I'm not convinced. I have some LSI cards in several of my boxes and they 
very consistently drop disks that are running SMART tests in the 
background. I have yet to find a firmware or driver version that 
corrects this. There is a RHBZ ticket open for this somewhere but I 
can't seem to find it at the moment.

> But I agree: we always leave out RAID features apart from
> stripe or mirror and do everything by software.  Advanced features
> (FastPath, CacheCade) though are fantastic if you use SSD-s, either
> standalone or as HDD cache.  In fact we use controllers instead of simple
> HBA-s only to take advantage of these features.

Your experience of the performance that you mention above shows that 
they aren't that great in a lot of cases. I've found that software RAID 
has been faster than hardware raid since before the turn of the century, 
and ZFS cuts off a few more corners.

>> There is no way to use RAID0 in commercial storage, the main reason
>> being the absence of hot-spares.If on the other hand the spares are
>> handled by Gluster in a form of (cached hardware-RAID0) pre-fabricated
>> bricks both very good performance and reasonably sufficient redundancy
>> should be easily achieved.
>
> So why not use ZFS instead? The write performance is significantly better
> than traditional RAID equivalents and you get vastly more flexibility than
> with any hardware RAID solution. And it supports caching data onto SSDs.

> [AS] Good point.  We have no experience though, but we should try.  Do you
> know if it can be made distributed "parallel" such as Gluster and supports
> RDM transport for storage traffic between heads?

In a word - no. I was referring to using ZFS as the backing FS for GLFS.

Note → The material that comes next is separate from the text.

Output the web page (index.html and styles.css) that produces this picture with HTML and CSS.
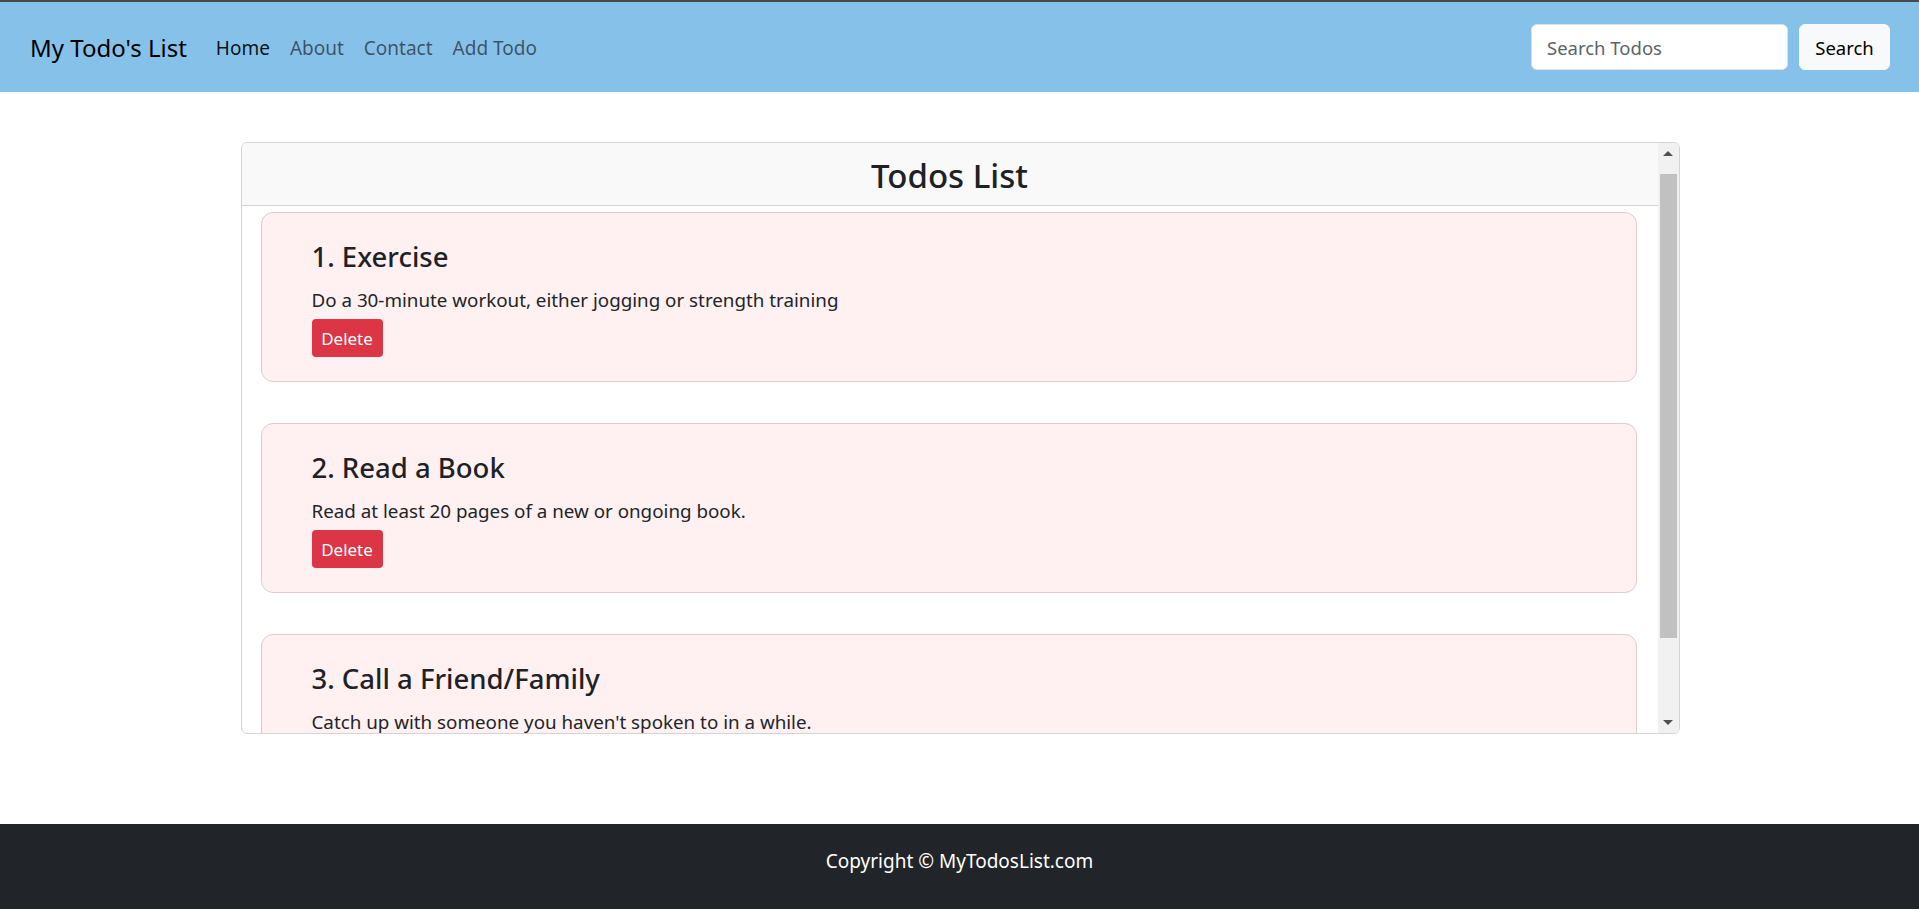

> The main reason we've been
> looking into Gluster is cheap bandwidth: all our servers and nodes are
> connected via 40Gbit IB fabric, 2 ports per server, 4 on some larger ones,
> non-blocking edge switches, directors at floor level etc - 80 to 90% idle.
> Can you make global spares in ZFS?

No, ZFS is a single-node FS. It can replace your RAID + local FS stack, 
but you would still need to use GLFS on top to get the multi-node 
distributed features.

Gordan